Complete any eligible defensive driving courses before your next policy renewal. Texas allows one ticket dismissal every 12 months via defensive driving if you request it within the court deadline and complete the course before your conviction date. One dismissed violation can prevent crossing the 6-point DPS threshold entirely. If you've already been convicted, some carriers offer violation forgiveness programs or good driver discounts that partially offset surcharge impacts—but these must be applied at policy inception or renewal, not mid-term.

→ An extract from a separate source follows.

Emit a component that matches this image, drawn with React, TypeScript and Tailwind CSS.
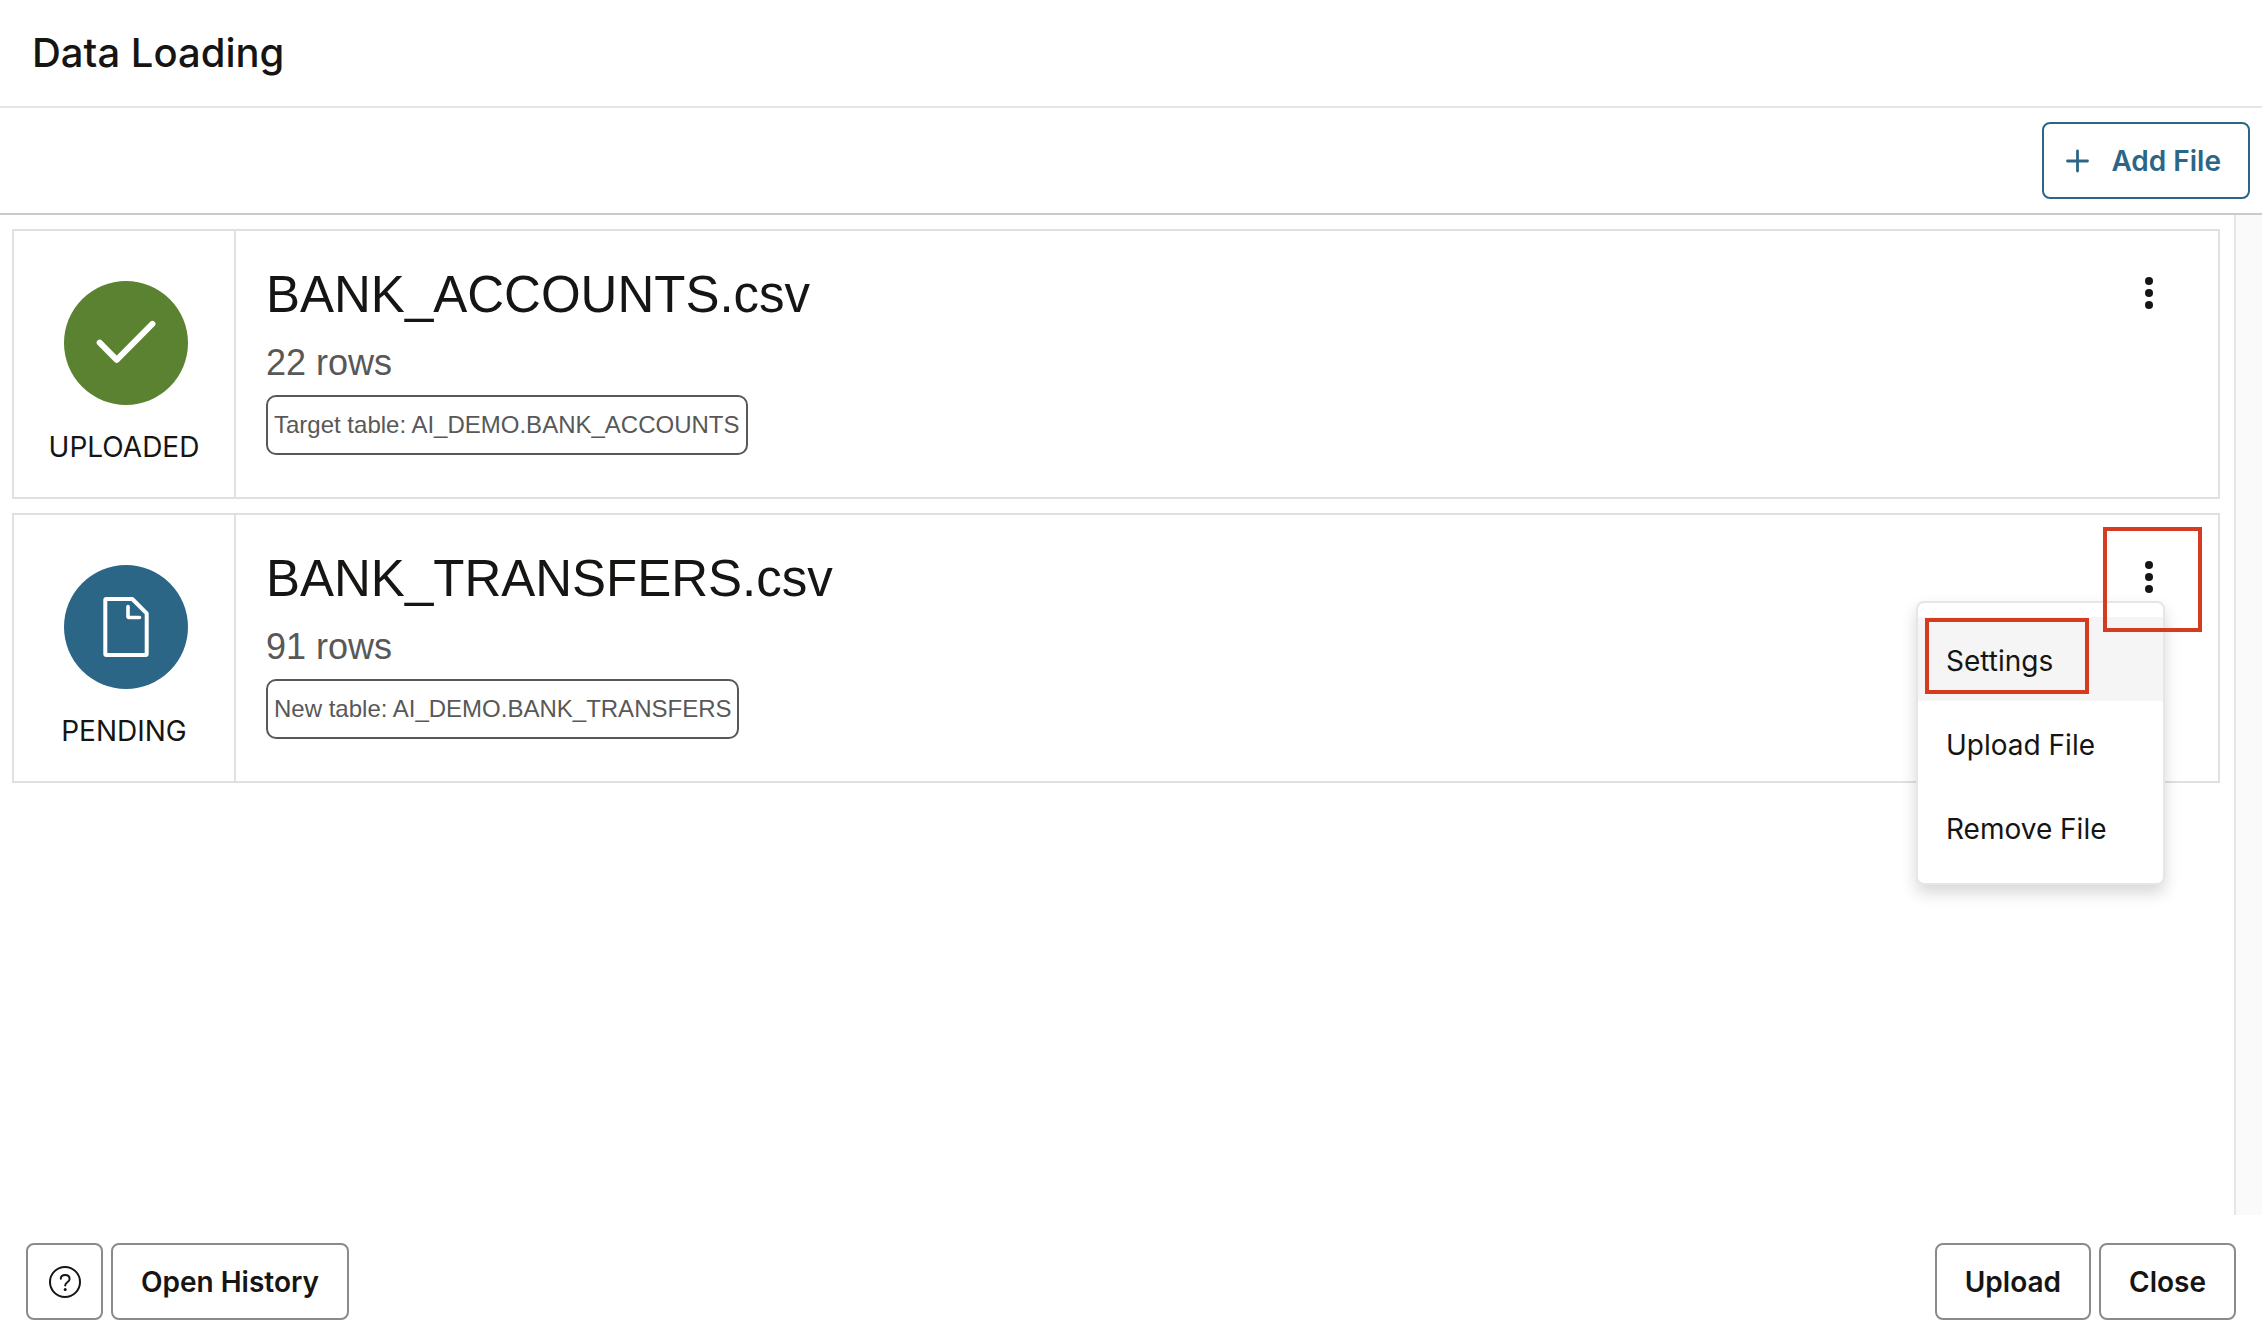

How Long Combined Surcharges Stay on Your Record and Rate
DPS surcharges last exactly 3 years from the conviction date of the violation that triggered the point threshold. Once the 3-year anniversary passes, the annual surcharge obligation ends, but the points remain on your driving record for the full 36-month rolling window. This creates a gap period where you're no longer paying state surcharges but carriers still see the violations when calculating your premium.
Carrier violation surcharges typically persist for 3-5 years depending on the insurer's underwriting guidelines and state rating regulations. Most Texas carriers apply violation-based rate increases for 36 months from the conviction date, reassessing at each renewal. After 36 months, violations are considered "expired" for rating purposes by most standard market carriers, though some non-standard insurers apply 5-year lookback windows.
SR-22 filing requirements last for the period specified in your suspension or reinstatement order, most commonly 2-3 years. The filing itself doesn't directly increase your rate, but it signals high-risk status to any carrier you quote with, limiting your access to standard market options until the filing requirement is lifted and 12-24 months pass without new violations.